The beautiful Parc Auguste Badin, in Barentin, Normandie France, has a lot to offer. Nature, heritage, playgrounds, a skatepark. Plenty to explore. And now also a new layer of storytelling. These signs are made from a biocomposite of flax and hemp. Not by coincidence. The park is located on a former industrial site in a region with a long history of flax and hemp processing. So the material literally connects the place to its past. Designed to last. Made from plant-based fibres. And produced to bring stories back into the landscape. Great to see how this came together!

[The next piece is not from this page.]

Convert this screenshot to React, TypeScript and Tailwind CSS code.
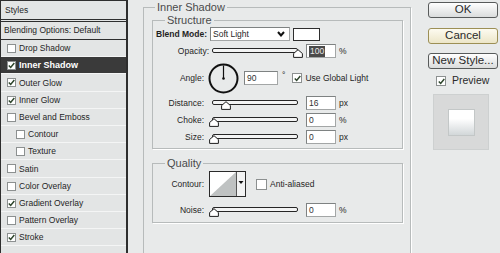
import React from 'react';

type Row = { label: string; checked?: boolean; active?: boolean; indent?: boolean };

const rows: Row[] = [
  { label: 'Drop Shadow' },
  { label: 'Inner Shadow', checked: true, active: true },
  { label: 'Outer Glow', checked: true },
  { label: 'Inner Glow', checked: true },
  { label: 'Bevel and Emboss' },
  { label: 'Contour', indent: true },
  { label: 'Texture', indent: true },
  { label: 'Satin' },
  { label: 'Color Overlay' },
  { label: 'Gradient Overlay', checked: true },
  { label: 'Pattern Overlay' },
  { label: 'Stroke', checked: true },
];

const Check = ({ checked, size = 'w-[9px] h-[9px]' }: { checked?: boolean; size?: string }) => (
  <span className={`${size} shrink-0 border border-[#8c9090] bg-white flex items-center justify-center`}>
    {checked && (
      <svg width="7" height="7" viewBox="0 0 7 7">
        <path d="M0.8 3.4 L2.7 5.4 L6.3 1.1" stroke="#2d452b" strokeWidth="1.5" fill="none" />
      </svg>
    )}
  </span>
);

// track is 86px wide, thumb class places the little house-shaped knob
const Slider = ({ thumb }: { thumb: string }) => (
  <div className="relative w-[86px] h-[14px] shrink-0">
    <div className="absolute left-0 right-0 top-[4px] h-[5px] border border-[#262626] rounded-[2px] bg-[#f3f4f4]" />
    <svg className={`absolute top-[5px] ${thumb}`} width="10" height="9" viewBox="0 0 10 9">
      <path d="M5 0.7 L9.4 4.5 L9.4 8.4 L0.6 8.4 L0.6 4.5 Z" fill="#fff" stroke="#1e1e1e" strokeWidth="1" />
    </svg>
  </div>
);

const Field = ({ value, w = 'w-[30px]', selected }: { value: string; w?: string; selected?: boolean }) => (
  <div className={`${w} h-[14px] shrink-0 bg-white border border-[#a3a6a6] border-t-[#7e8282] border-l-[#7e8282] flex items-center pl-[2px] text-[8.5px]`}>
    {selected ? <span className="bg-[#4a4a4a] text-[#e8e8e8] px-[1px] leading-[11px]">{value}</span> : <span className="text-[#333]">{value}</span>}
  </div>
);

const Label = ({ text, w = 'w-[51px]', bold }: { text: string; w?: string; bold?: boolean }) => (
  <span className={`${w} shrink-0 text-right text-[8.5px] ${bold ? 'font-bold' : ''}`}>{text}</span>
);

const Btn = ({ children, cancel }: { children: React.ReactNode; cancel?: boolean }) => (
  <div
    className={`h-[16px] w-[70px] rounded-[3px] border flex items-center justify-center text-[11.5px] leading-none text-[#2a2a2a] ${
      cancel
        ? 'border-[#9c8f55] bg-linear-to-b from-[#fdfbf0] to-[#ece6c8]'
        : 'border-[#585b5b] bg-linear-to-b from-white to-[#dadcdc]'
    }`}
  >
    {children}
  </div>
);

export default function App() {
  return (
    <div className="w-[500px] h-[253px] overflow-hidden bg-[#e8eaea] flex font-['Liberation_Sans',Arial,sans-serif] text-[#1f1f1f]">
      {/* styles list */}
      <div className="w-[128px] h-full shrink-0 border-l border-t border-r-2 border-[#2e2e2e] bg-[#e3e5e5] flex flex-col">
        <div className="h-[21px] px-[4px] flex items-center text-[8.5px] border-b-[3px] border-double border-[#2e2e2e]">Styles</div>
        <div className="h-[18px] px-[3px] flex items-center text-[8.5px] border-b border-[#2e2e2e]">Blending Options: Default</div>
        {rows.map((r) => (
          <div
            key={r.label}
            className={`h-[17.2px] flex items-center shadow-[inset_0_-1px_0_#f4f5f5] ${r.indent ? 'pl-[15px]' : 'pl-[6px]'} ${
              r.active ? 'bg-[#3a3a3a] text-white font-bold text-[9px]' : 'text-[8.5px]'
            }`}
          >
            <Check checked={r.checked} />
            <span className={r.active ? 'ml-[3px]' : 'ml-[3px]'}>{r.label}</span>
          </div>
        ))}
      </div>

      {/* settings */}
      <fieldset className="ml-[15px] mt-[1px] w-[268px] h-[270px] shrink-0 border border-[#b7bbbb] shadow-[1px_1px_0_#fff]">
        <legend className="ml-[11px] px-[2px] text-[11px] leading-[13px] text-[#4a4a4a]">Inner Shadow</legend>

        <fieldset className="ml-[8px] w-[251px] pb-[4px] border border-[#b7bbbb] shadow-[1px_1px_0_#fff]">
          <legend className="ml-[12px] px-[2px] text-[11px] leading-[13px] text-[#4a4a4a]">Structure</legend>

          <div className="flex items-center h-[14px]">
            <Label text="Blend Mode:" w="w-[54px]" bold />
            <div className="ml-[3px] w-[80px] h-[14px] shrink-0 bg-white border border-[#a3a6a6] border-t-[#7e8282] border-l-[#7e8282] flex items-center justify-between pl-[2px] pr-[4px] text-[8.5px]">
              <span>Soft Light</span>
              <svg width="8" height="6" viewBox="0 0 8 6">
                <path d="M1 1 L4 4.5 L7 1" stroke="#111" strokeWidth="2" fill="none" />
              </svg>
            </div>
            <div className="ml-[3px] w-[27px] h-[13px] shrink-0 bg-white border border-[#2e2e2e]" />
          </div>

          <div className="flex items-center h-[14px] mt-[3px]">
            <Label text="Opacity:" w="w-[56px]" />
            <div className="ml-[3px]">
              <Slider thumb="left-[81px]" />
            </div>
            <div className="ml-[8px]">
              <Field value="100" selected />
            </div>
            <span className="ml-[3px] text-[8.5px]">%</span>
          </div>

          <div className="flex items-center h-[34px] mt-[3px]">
            <Label text="Angle:" />
            <svg className="ml-[4px] shrink-0" width="31" height="31" viewBox="0 0 31 31">
              <circle cx="15.5" cy="15.5" r="14" fill="none" stroke="#111" strokeWidth="2" />
              <line x1="15.5" y1="15.5" x2="15.5" y2="2.5" stroke="#111" strokeWidth="1.2" />
              <circle cx="15.5" cy="15.5" r="1.3" fill="#111" />
            </svg>
            <div className="ml-[5px]">
              <Field value="90" w="w-[34px]" />
            </div>
            <span className="ml-[4px] self-start mt-[8px] text-[8.5px]">°</span>
            <div className="ml-[7px]">
              <Check checked size="w-[10px] h-[10px]" />
            </div>
            <span className="ml-[3px] text-[8.5px]">Use Global Light</span>
          </div>

          <div className="flex items-center h-[14px] mt-[1px]">
            <Label text="Distance:" />
            <div className="ml-[8px]">
              <Slider thumb="left-[9px]" />
            </div>
            <div className="ml-[8px]">
              <Field value="16" />
            </div>
            <span className="ml-[3px] text-[8.5px]">px</span>
          </div>

          <div className="flex items-center h-[14px] mt-[3px]">
            <Label text="Choke:" />
            <div className="ml-[8px]">
              <Slider thumb="left-[-3px]" />
            </div>
            <div className="ml-[8px]">
              <Field value="0" />
            </div>
            <span className="ml-[3px] text-[8.5px]">%</span>
          </div>

          <div className="flex items-center h-[14px] mt-[3px]">
            <Label text="Size:" />
            <div className="ml-[8px]">
              <Slider thumb="left-[-3px]" />
            </div>
            <div className="ml-[8px]">
              <Field value="0" />
            </div>
            <span className="ml-[3px] text-[8.5px]">px</span>
          </div>
        </fieldset>

        <fieldset className="ml-[8px] mt-[8px] w-[251px] pt-[1px] pb-[5px] border border-[#b7bbbb] shadow-[1px_1px_0_#fff]">
          <legend className="ml-[12px] px-[2px] text-[11px] leading-[13px] text-[#4a4a4a]">Quality</legend>

          <div className="flex items-center h-[26px]">
            <Label text="Contour:" />
            <svg className="ml-[5px] shrink-0" width="37" height="26" viewBox="0 0 37 26">
              <rect x="0.5" y="0.5" width="36" height="25" fill="#fff" stroke="#2a2a2a" />
              <polygon points="1,25 27,1 27,25" fill="#bfc2c2" />
              <line x1="27.5" y1="1" x2="27.5" y2="25" stroke="#555" />
              <rect x="28" y="1" width="8" height="24" fill="#f2f3f3" />
              <polygon points="29.5,10 34.5,10 32,13" fill="#111" />
            </svg>
            <div className="ml-[10px]">
              <Check size="w-[11px] h-[11px]" />
            </div>
            <span className="ml-[3px] text-[8.5px]">Anti-aliased</span>
          </div>

          <div className="flex items-center h-[14px] mt-[6px]">
            <Label text="Noise:" />
            <div className="ml-[8px]">
              <Slider thumb="left-[-3px]" />
            </div>
            <div className="ml-[8px]">
              <Field value="0" />
            </div>
            <span className="ml-[3px] text-[8.5px]">%</span>
          </div>
        </fieldset>
      </fieldset>

      {/* buttons */}
      <div className="ml-[17px] w-[70px] shrink-0 flex flex-col">
        <div className="mt-[2px]">
          <Btn>OK</Btn>
        </div>
        <div className="mt-[10px]">
          <Btn cancel>Cancel</Btn>
        </div>
        <div className="mt-[9px]">
          <Btn>New Style...</Btn>
        </div>
        <div className="mt-[6px] ml-[8px] h-[12px] flex items-center">
          <Check checked size="w-[10px] h-[10px]" />
          <span className="ml-[6px] text-[10.5px] text-[#2a2a2a]">Preview</span>
        </div>
        <div className="mt-[7px] ml-[5px] w-[56px] h-[56px] bg-[#d8d9d9] border border-[#cdd0d0] flex items-center justify-center">
          <div className="w-[27px] h-[27px] border border-[#c3c7c7] bg-linear-to-b from-white from-35% to-[#d2d7d9]" />
        </div>
      </div>
    </div>
  );
}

Credits to everyone involved: Design: Rémy DOGNIN Typography: David Poulard (Ordinaire) Manufacturing, graphic design and installation: BOSCHER SIGNALETIQUE ET ENSEIGNE Landscape architect: Agence Laure Planchais Client: Ville de Barentin Biocomposite concept & engineering: Nabasco Sign by NPSP

Wikipedia wrote:

Auguste Badin was one of the last Norman "self-made men" and at the same time one of the most remarkable. His father, a linen merchant, had to give up this trade, which was too much overshadowed by large-scale industry, to become a factory worker in Barentin, and took his son with him. Auguste Badin arrived in 1842 "in clogs" from his village of Brethel and started at the age of twelve as a linen finisher in Monsieur Dutuit's flax factory. He rose quickly through the ranks and became factory manager five years later. In 1861 he obtained a loan of 200,000 francs to buy the factory. By the age of thirty he owned a company, albeit still modest (less than 100 employees), which was mainly engaged in spinning flax, not cotton. To this important fact and to the man's genuine talents were added the skillfully seized opportunities of a paradoxically favorable situation. Characterized by the severe "cotton crisis," the 1860s saw a surprising revival for competing textiles, whose former price disadvantage was temporarily removed by the extremely high cost of cotton, which had become scarce due to the American Civil War. Auguste Badin developed the linen industry and subsequently diversified from the 1870s, building a cotton mill that was completed in 1871 and a jute and hemp mill that was completed in 1897. He worked for his employees by financing a school and a nursery in Barentin (1864), and subsequently from 1875 onwards numerous other projects (an orphanage, a workshop, mutual aid organizations, pension societies, recreation societies). In 1897 he built a workers' housing estate. The company then had more than 2,000 employees.